Oh, I get it: Invisible Pink Unicorn time at the SDMB. I.e., theories that predict nothing are futile wastes of bandwidth. Well, andros, you might be right. You can make little tweaks to your theories to cover up inconsistencies all day and all night and you have still proved nothing. What it comes down to is this: Whoever is right about the sun does not change the fact that it is orbited by everything in what is called our solar system. We have observed that fact from several vantage points. Your theories about deities change nothing because they do not predict the results of future experiments. If you had said that the sun would stop shining if we failed to sacrifice a fatted calf at the equinox we would have something to test. But as it stands my theory has the advantage: It can predict the setup of other solar systems. Namely, that they have stars of a certain type orbited by rocky or gaseous nonluminous planets. So far, with all the other solar systems we’ve observed, that is correct. Your theory of a deity with a flaming chariot has predicted nothing.

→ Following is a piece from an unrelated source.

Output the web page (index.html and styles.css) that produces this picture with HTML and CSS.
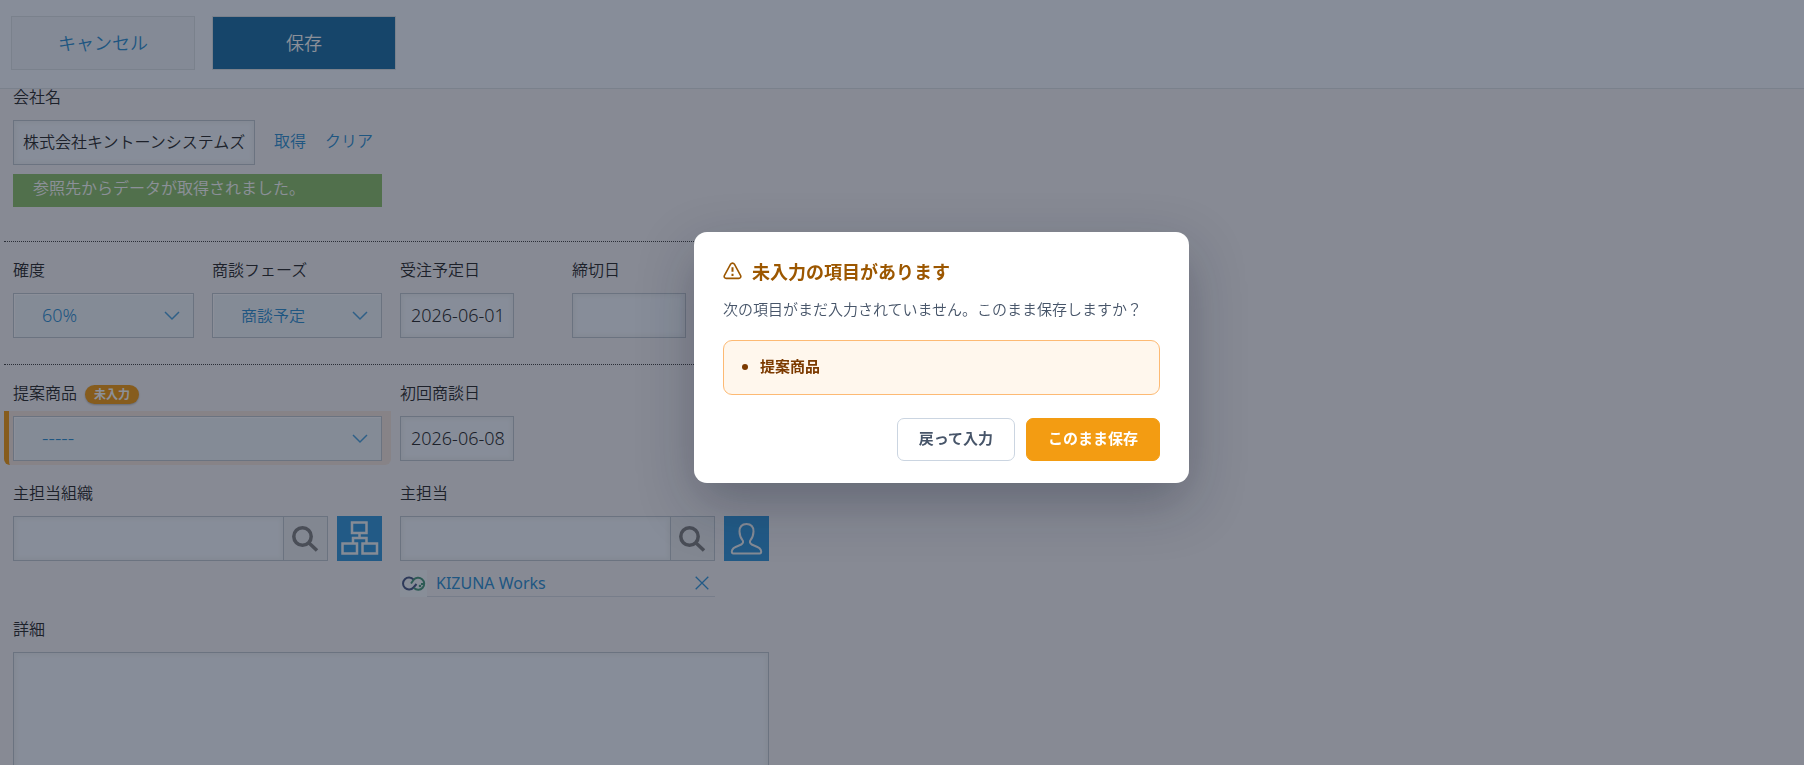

I have looked in my box. It contains The Lesser Void, which I take to be a reflection of The Greater Void, from which all comes, to which all goes.

It doesn’t make any sense, to me, to have faith in the void in my box, but if that’s the spin you need to put on it to make it comprehensible to you, no skin off my teeth.

(Each word in the preceding sentence is encased in quotation marks for ease of digestion.)